■ Aim of the exercise
Nothing beyond the line containing "rendered at 125% */" is to be printed; print exactly each line from the start of the records below through that line, leaving out pictures.

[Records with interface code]

====

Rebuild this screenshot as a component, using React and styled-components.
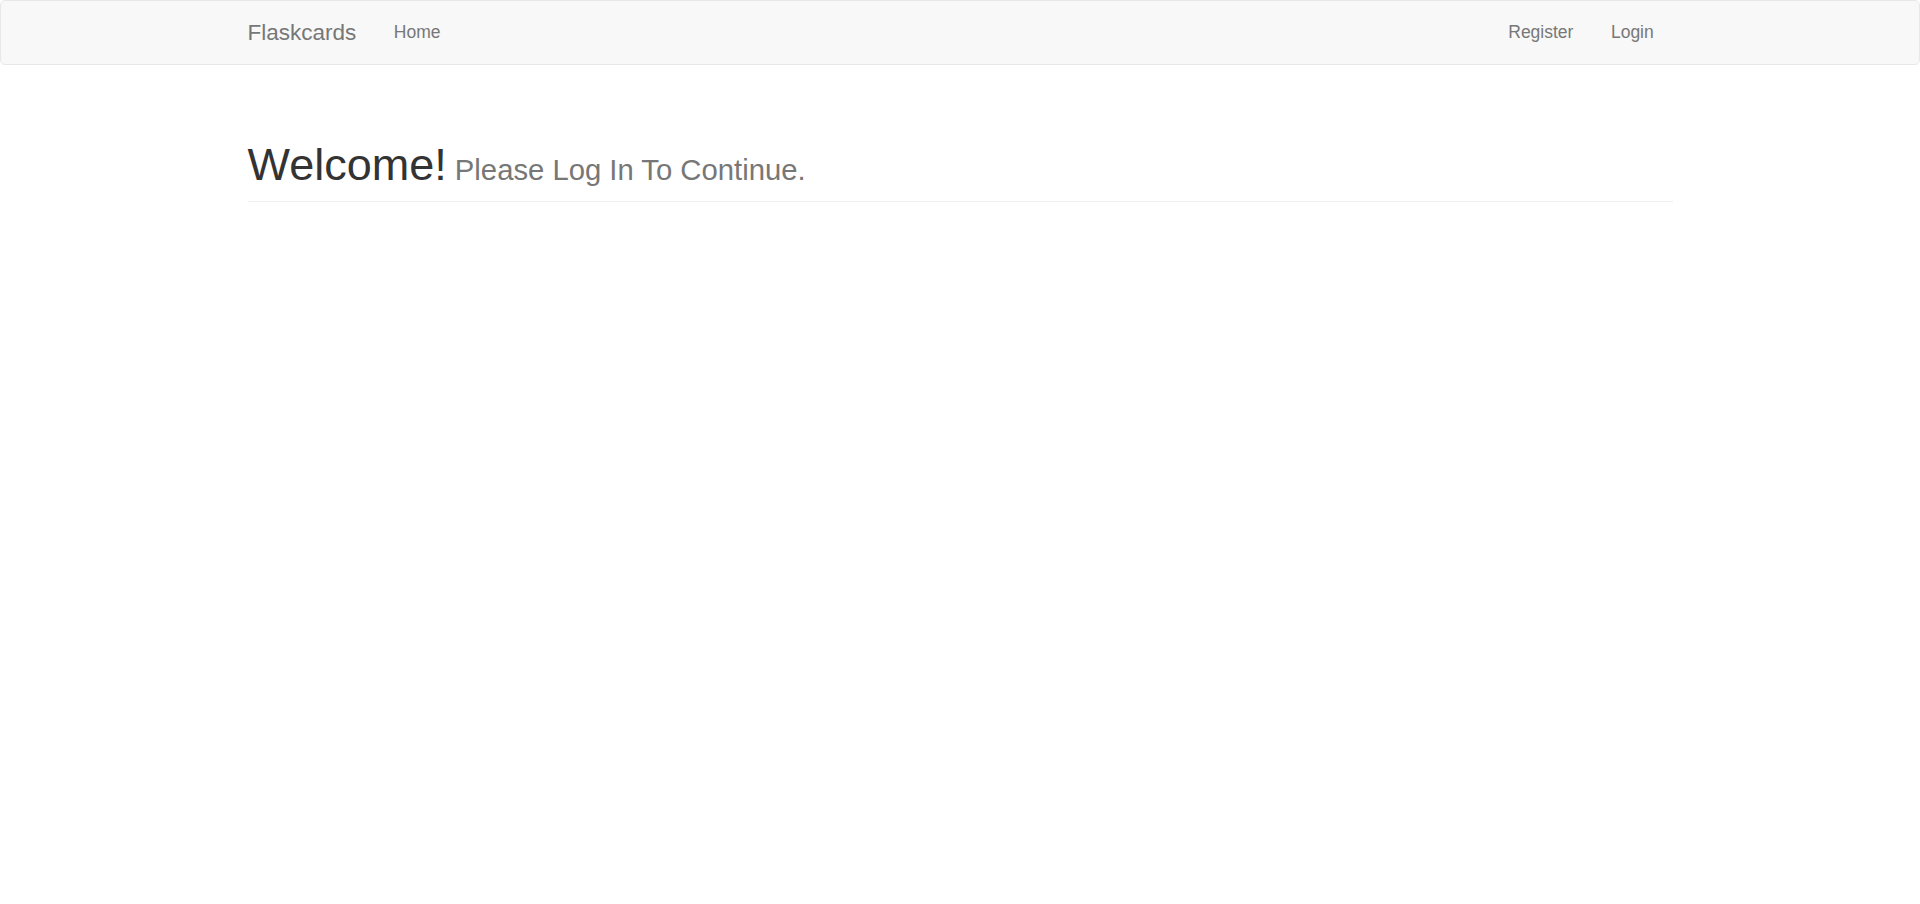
import React from 'react';
import styled, { createGlobalStyle } from 'styled-components';

/* Bootstrap 3 look, rendered at 125% */

const GlobalStyle = createGlobalStyle`
  html, body {
    margin: 0;
    padding: 0;
    background: #fff;
  }
  body {
    font-family: 'Liberation Sans', Arial, Helvetica, sans-serif;
    font-size: 17.5px;
    line-height: 25px;
    color: #333;
  }
  * { box-sizing: border-box; }
`;

const Page = styled.div`
  min-height: 904px;
  display: flex;
  flex-direction: column;
`;

/* ─── Navbar ───────────────────────────────────────────────────────────── */

const NavBar = styled.nav`
  background: #f8f8f8;
  border: 1px solid #e7e7e7;
  border-radius: 5px;
  min-height: 65px;
  margin-bottom: 25px;
`;

const Container = styled.div`
  width: 1462.5px;
  margin: 0 auto;
  padding: 0 18.75px;
`;

const NavInner = styled(Container)`
  display: flex;
  align-items: center;
  justify-content: space-between;
`;

const NavGroup = styled.div`
  display: flex;
  align-items: center;
  margin-left: ${({ right }) => (right ? '0' : '-18.75px')};
`;

const Brand = styled.a`
  display: block;
  height: 62.5px;
  padding: 18.75px;
  font-size: 22.5px;
  line-height: 25px;
  color: #777;
  text-decoration: none;
`;

const NavLink = styled.a`
  display: block;
  padding: 18.75px;
  font-size: 17.5px;
  line-height: 25px;
  color: #777;
  text-decoration: none;
  cursor: pointer;

  &:hover {
    color: #333;
  }
`;

/* ─── Page header ──────────────────────────────────────────────────────── */

const Header = styled.div`
  margin: 50px 0 25px;
  padding-bottom: 11.25px;
  border-bottom: 1px solid #eee;
`;

const Title = styled.h1`
  margin: 0;
  font-size: 45px;
  line-height: 49.5px;
  font-weight: 500;
  color: #333;
`;

const Sub = styled.small`
  font-size: 65%;
  font-weight: normal;
  line-height: 1;
  color: #777;
`;

export default function App() {
  return (
    <Page>
      <GlobalStyle />
      <NavBar>
        <NavInner>
          <NavGroup>
            <Brand>Flaskcards</Brand>
            <NavLink>Home</NavLink>
          </NavGroup>
          <NavGroup right>
            <NavLink>Register</NavLink>
            <NavLink>Login</NavLink>
          </NavGroup>
        </NavInner>
      </NavBar>
      <Container>
        <Header>
          <Title>
            Welcome!<Sub> Please Log In To Continue.</Sub>
          </Title>
        </Header>
      </Container>
    </Page>
  );
}
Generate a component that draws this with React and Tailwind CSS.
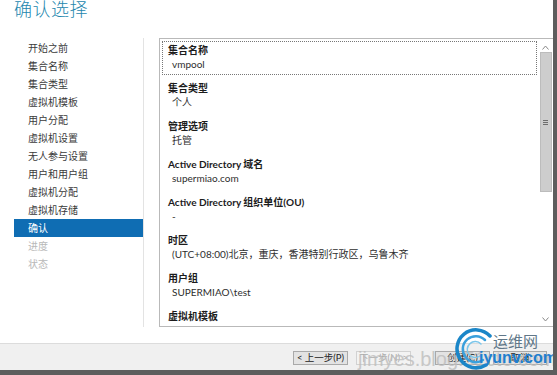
import React from 'react';

const steps = [
  { name: '开始之前' },
  { name: '集合名称' },
  { name: '集合类型' },
  { name: '虚拟机模板' },
  { name: '用户分配' },
  { name: '虚拟机设置' },
  { name: '无人参与设置' },
  { name: '用户和用户组' },
  { name: '虚拟机分配' },
  { name: '虚拟机存储' },
  { name: '确认', active: true },
  { name: '进度', disabled: true },
  { name: '状态', disabled: true },
];

const details = [
  { label: '集合名称', value: 'vmpool' },
  { label: '集合类型', value: '个人' },
  { label: '管理选项', value: '托管' },
  { label: 'Active Directory 域名', value: 'supermiao.com' },
  { label: 'Active Directory 组织单位(OU)', value: '-' },
  { label: '时区', value: '(UTC+08:00)北京，重庆，香港特别行政区，乌鲁木齐' },
  { label: '用户组', value: 'SUPERMIAO\\test' },
  { label: '虚拟机模板', value: '' },
];

const font = { fontFamily: 'Lato, "Noto Sans CJK SC", sans-serif' };

function Button({ children, disabled, className = '' }) {
  return (
    <div
      className={`h-[14px] flex items-center justify-center border text-[9.5px] leading-none ${
        disabled ? 'border-[#d2d2d2] bg-[#f3f3f3] text-[#aaaaaa]' : 'border-[#a9a9a9] bg-[#e3e3e3] text-[#222]'
      } ${className}`}
    >
      {children}
    </div>
  );
}

export default function App() {
  return (
    <div
      className="relative w-[557px] h-[375px] overflow-hidden bg-white flex flex-col border-r-[4px] border-b-[5px] border-[#5d5d5d]"
      style={font}
    >
      {/* Title */}
      <div className="h-[38px] pl-[14px]">
        <h1 className="text-[18px] leading-[20px] -mt-[1px] font-light text-[#2487ae] tracking-[0.5px]">确认选择</h1>
      </div>

      <div className="flex h-[305px]">
        {/* Steps */}
        <div className="w-[144px] pl-[14px] border-r border-[#e3e3e3] pt-[1px] h-[289px]">
          {steps.map((s) => (
            <div
              key={s.name}
              className={`h-[18px] pl-[14px] flex items-center text-[10px] ${
                s.active ? 'bg-[#0f6db3] text-white' : s.disabled ? 'text-[#b8b8b8]' : 'text-[#3a3a3a]'
              }`}
            >
              {s.name}
            </div>
          ))}
        </div>

        {/* Summary list */}
        <div className="ml-[15px] flex-1 h-[289px] border border-[#b9b9b9] border-r-0 flex">
          <div className="flex-1 pt-[2px] pl-[2px] pr-[1px] overflow-hidden">
            {details.map((d, i) => (
              <div
                key={d.label}
                className={
                  i === 0
                    ? 'h-[34px] mb-[4px] border border-dotted border-[#777] pl-[5px] pt-[1px]'
                    : 'h-[38px] pl-[6px] pt-[2px]'
                }
              >
                <div className="text-[10px] leading-[14px] font-bold text-[#1c1c1c] whitespace-nowrap">{d.label}</div>
                <div className="text-[10px] leading-[14px] pl-[4px] text-[#2e2e2e] whitespace-nowrap">{d.value}</div>
              </div>
            ))}
          </div>

          {/* Scrollbar */}
          <div className="w-[15px] flex flex-col items-center pt-[3px] pb-[2px] bg-white">
            <div className="h-[10px] flex items-center justify-center">
              <svg width="7" height="5" viewBox="0 0 7 5">
                <path d="M0.5 4.5 L3.5 1 L6.5 4.5" fill="none" stroke="#8a8a8a" strokeWidth="1" />
              </svg>
            </div>
            <div className="w-[12px] h-[140px] bg-[#cdcdcd] border border-[#bcbcbc] flex flex-col items-center justify-center gap-[1px]">
              <div className="w-[5px] h-px bg-[#6e6e6e]" />
              <div className="w-[5px] h-px bg-[#6e6e6e]" />
              <div className="w-[5px] h-px bg-[#6e6e6e]" />
            </div>
            <div className="flex-1" />
            <div className="h-[10px] flex items-center justify-center">
              <svg width="7" height="5" viewBox="0 0 7 5">
                <path d="M0.5 0.5 L3.5 4 L6.5 0.5" fill="none" stroke="#8a8a8a" strokeWidth="1" />
              </svg>
            </div>
          </div>
        </div>
      </div>

      {/* Footer */}
      <div className="flex-1 bg-[#f0f0f0] border-t border-[#dcdcdc] flex items-center pl-[293px] gap-[8px] pt-[2px]">
        <Button className="w-[55px]">&lt; 上一步(P)</Button>
        <Button className="w-[55px]" disabled>下一步(N) &gt;</Button>
        <Button className="w-[55px] ml-[16px]">创建(C)</Button>
        <Button className="w-[54px] -ml-[5px]">取消</Button>
      </div>

      {/* Watermarks */}
      <div className="absolute left-[358px] top-[349px] text-[20px] leading-[20px] font-light text-[#bdbdbd] opacity-80 pointer-events-none whitespace-nowrap" style={{ fontFamily: '"Liberation Sans", sans-serif' }}>
        jimyes.blog.51cto.com
      </div>
      <div className="absolute left-[452px] top-[327px] pointer-events-none">
        <svg width="44" height="44" viewBox="0 0 44 44">
          <path d="M38 9 A19 19 0 1 0 34 38" fill="none" stroke="#1a86c8" strokeWidth="3.5" strokeLinecap="round" />
          <path d="M33 13 A13 13 0 1 0 31 33" fill="none" stroke="#3aa0dc" strokeWidth="2.5" strokeLinecap="round" />
          <path d="M29 17 A8 8 0 1 0 28 29" fill="none" stroke="#7cc6ea" strokeWidth="1.5" strokeLinecap="round" />
        </svg>
      </div>
      <div className="absolute left-[493px] top-[332px] text-[15px] leading-[18px] text-[#607788] pointer-events-none" style={{ fontFamily: '"Noto Sans CJK SC", sans-serif' }}>
        运维网
      </div>
      <div className="absolute left-[479px] top-[350px] text-[16px] leading-[16px] font-bold text-[#1f7fcf] pointer-events-none" style={{ fontFamily: '"Liberation Sans", sans-serif' }}>
        iyunv.com
      </div>
    </div>
  );
}
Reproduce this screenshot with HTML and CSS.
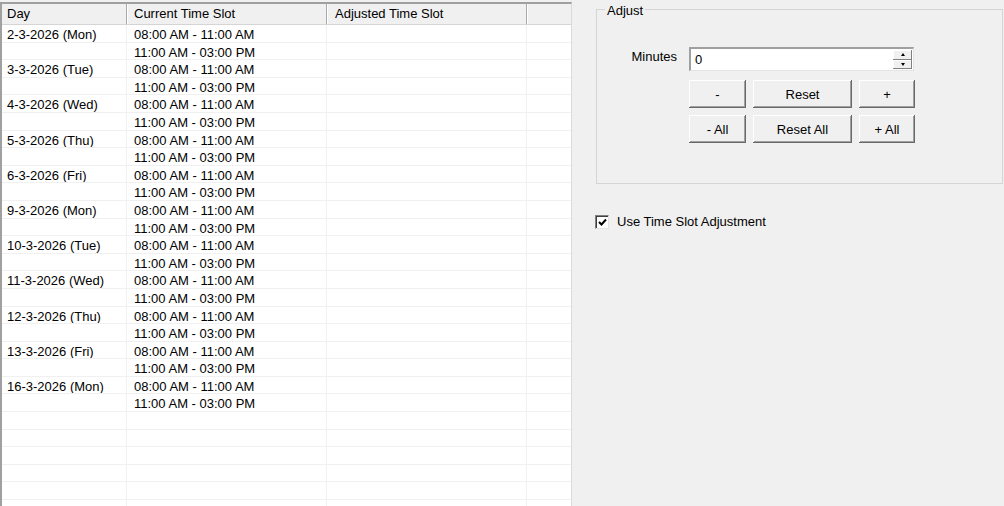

====

■ Final result
Rebuild this screenshot as a component, using React and styled-components.
import React from 'react';
import styled, { createGlobalStyle } from 'styled-components';

/* Bootstrap 3 look, rendered at 125% */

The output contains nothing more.